The lighting program’s main focus is on solid state lighting (SSL), including both light-emitting diodes (LEDs) and organic light-emitting diodes (OLEDs) (Wessner, 2002).3 Colored LEDs are already in the commercial market in high volume (e.g., brake lights on automobiles and other directional colored lights), and white devices are being produced in lower volumes for niche applications. LEDs are not yet competitive for purposes of general illumination. OLEDs are less advanced but show promise for use in highly diffuse lighting involving large, thin-film panels on walls or ceilings.
The goal of the DOE SSL Program is to develop highly efficacious (high lpw), reliable, low-cost, high-color-quality white light sources that will displace conventional lighting in both commercial and residential buildings. Higher efficacy is key to both energy savings and cost reduction and is therefore the most critical objective. Specifically, the SSL goal is 150 lpw by 2015 for commercially available products. The SSL core technology funding plan is focused primarily on improving efficacy, but the additional goals of cost, reliability, and light quality will be almost as important in ensuring commercial success.
The OBT has sponsored workshops with industry, government laboratories, and universities to establish a technology roadmap for SSL technology. The roadmap includes program objectives, barriers to achieving those objectives, and research areas that should be pursued in order to overcome those barriers (OIDA, 2002). Key tasks are to develop the following: improved materials for LEDs and OLEDs, novel device structures for high power and improved light extraction efficiency, and packaging and wavelength conversion technologies for improved efficacy and device lifetime. The OBT is also providing funding for product development that includes luminaire design and materials, as well as intelligent electronics for LEDs and OLEDS.
Thirty projects have been identified for funding in the Solid State Lighting Program. Approximately two-thirds are devoted to support of LED development. LEDs and OLEDs are quite different technologies, and there is little overlap between the two research programs.

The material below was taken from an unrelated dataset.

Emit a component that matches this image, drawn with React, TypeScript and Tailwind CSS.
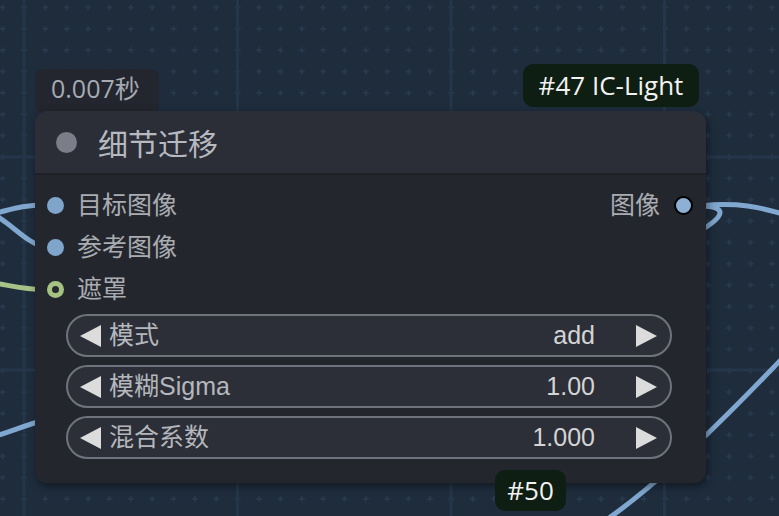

The justification for pursuing LEDs and OLEDs in parallel and the appropriate distribution of funding will be evaluated on an ongoing basis through the program.
The entire lighting program within the OBT had been at a level of approximately $4 million per year for the past 10 years. Congress provided significantly greater funding ($7.75 million in FY 2004) for solid state lighting and is expected to increase it again in FY 2005 to at least $10 million per year. The justification for this increased funding stems in large part from the projected energy savings that would be realized by accelerating the development of solid state lighting.
However, the SSL goal of 150 lpw by 2015 is predicated on the program’s receiving a budget of $50 million per year for 10 years. Such a big increase is by no means certain, so the panel requested an analysis of technological progress and market penetration if only $25 million per year were available. As might be expected, technological and economic progress would be slower in the latter case, with SSL achieving only 102 lpw by 2015. The impact of the two sets of assumptions is discussed in the next section.
BENEFITS ANALYSIS OF THE SOLID STATE LIGHTING PROGRAM
Prospective benefits of DOE’s SSL Program are estimated using the generalized matrix framework developed by the full NRC committee. Potential benefits are categorized as economic, environmental, and national security. In the case of lighting, all benefits derive from reduced demand for electricity as a result of the use of more efficient lighting technologies.
The matrix assumes that SSL benefits would be calculated under three scenarios: a baseline scenario, a scenario involving high oil and natural gas prices, and a scenario including carbon constraints. The lighting panel, however, did not find the second and third scenarios useful for its analysis.
James R. Brodrick, U.S. Department of Energy, “DOE Solid State Lighting Program,” Presentation to the Panel on Benefits of Lighting R&D, July 8, 2004.
OBT will continue to fund R&D on conventional light sources in the foreseeable future, albeit at a much reduced level, probably less than 20 percent of the lighting R&D budget. (James R. Brodrick, U.S. Department of Energy, “DOE Solid State Lighting Program,” presentation to the Panel on Benefits of Lighting R&D, July 8, 2004.) The panel reviewed this part of the program but did not estimate the potential benefits from it.